Cefas Carvalho

28/05/2016 11h38

Citado por parte da imprensa internacional como um dos favoritos para ser premiado no Festival de Cinema de Cannes neste domingo, 22, o longa brasileiro "Aquarius", dirigido pelo pernambucano Kléber Mendonça Filho não ganhou nenhum prêmio a exemplo dos outros dois favoritos, o americano "Paterson", de Jim Jarmush e o alemão "Toni Edermann". O filme "I, Daniel Blake", do diretor Ken Loach, recebeu a Palma de Ouro. A filipina Jaclyn Jose recebeu o prêmio de melhor atriz por “Ma’Rosa”, premiação na qual Sônia Braga estava bastante cotada.

Até aí, nenhum  problema. Em um festival com 20 filmes de qualidade, ganhar ou perder são duas faces da mesma moeda, que é estar lá em um festival como Cannes, com sua visibilidade, seu glamour, sua sintonia com o mercado e com os distribuidores.

O que está me fascinando e até certo ponto me surpreendendo é o recalque-revolta dos internautas "antiPT" contra o filme.

De comentários ofendendo o filme e sua equipe até a descredibilização de um ícone como Sônia Braga, passando pelos memes habituais, um turbilhão de ódio que envolve não o filme em si, que ninguém viu, salvo os jurados de Cannes, claro, mas a postura de Kléber e elenco contra o golpe no Brasil em plena croisette, pouco antes da exibição do longa.

Protesto aplaudido pela plateia e críticos na sala de exibição, como se pode ver nos vídeos. E que teve ampla repercussão  - positiva - na imprensa internacional, com a foto do protesto do elenco na capa do inglês The Guardian.

A sequência de chiliques começou com o cronista-mor da Direita, Reinaldo Azevedo, tradicional poço de ódio que conclamou em sua coluna na Veja boicote ao filme devido ao posicionamento da sua equipe.

A, digamos, campanha provocou reações bem humoradas na net, afinal de contas, o público para qual Reinaldo se dirige simplesmente não assiste filmes nacionais que não sejam da Globo Filmes, não conhecem o cinema pernambucano e não viram "O som ao redor", belíssimo primeiro filme do diretor.

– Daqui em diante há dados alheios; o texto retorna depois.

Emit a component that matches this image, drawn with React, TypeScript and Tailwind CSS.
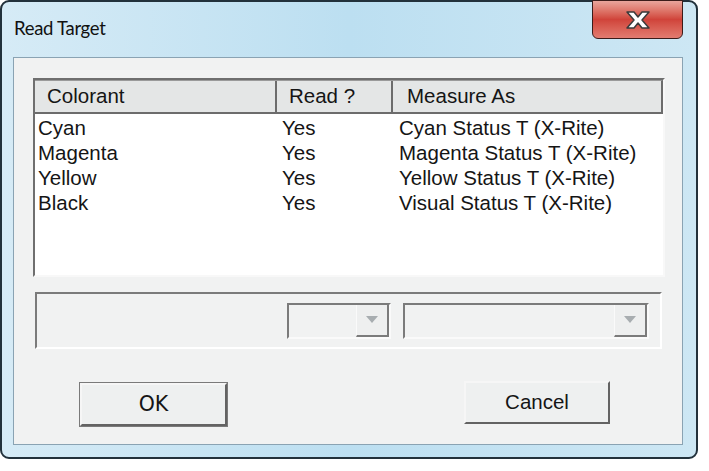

Enfim, como disseram no terreno sem amarras da web, "um boicote para pessoas não assistirem um filme na qual elas jamais assistiriam em nenhum circunstância".

Aí deparo com amigos e jornalistas culturais embebidos da pauta antiPT esculachando o filme -  que, repito, ninguém viu, salvo os jornalistas de cinema e jurados do festival - e descredibilizando Kléber e elenco, que devem estar muito preocupados com os haters, já que o filme tem distribuição garantida em pelo menos 20 países após a bela acolhida em Cannes, sem contar que já passa a constar nas pré-listas de prêmios como Globo de Ouro e Oscar. Nada mal para o cinema pernambucano (de filmes recentes maravilhosos como "Tatuagem", "Amor, plástico e barulho" e os de Claudio Assis) que, antes mesmo do protesto, já era ignorado ou odiado pelas pessoas que hoje odeiam e "boicotam" o filme, seja lá o que isso quer dizer.

E, cá entre nós, comemorar o filme não ter vencido prêmios em Cannes é, como diz a expressão chula, gozar com o pau dos outros. Espécie de sentimento mesquinho e cabotino que este período político, infelizmente vem despertando nas pessoas mais insuspeitas.

Implacável, a internet já descobriu que o ator Finn James, da aclamada série Game of Thrones, postou em suas redes sociais crítica a Michel Temer e ao golpe do Brasil. E questionaram se os mesmos "boicotadores" de "Aquarius" vão boicotar a série.

"Aquarius" estreia no Brasil em outubro, talvez com a polêmica e sua garota-propaganda Reinaldo Azevedo, acabe estreando antes, para a sorte de quem gosta do cinema pernambucano e de cinema de qualidade. Que virá com o bônus de ter um diretor e elenco antenados com a realidade política do Brasil e que se posicionam quando há oportunidade.

E que sofrerá boicote de quem já não o assistiria.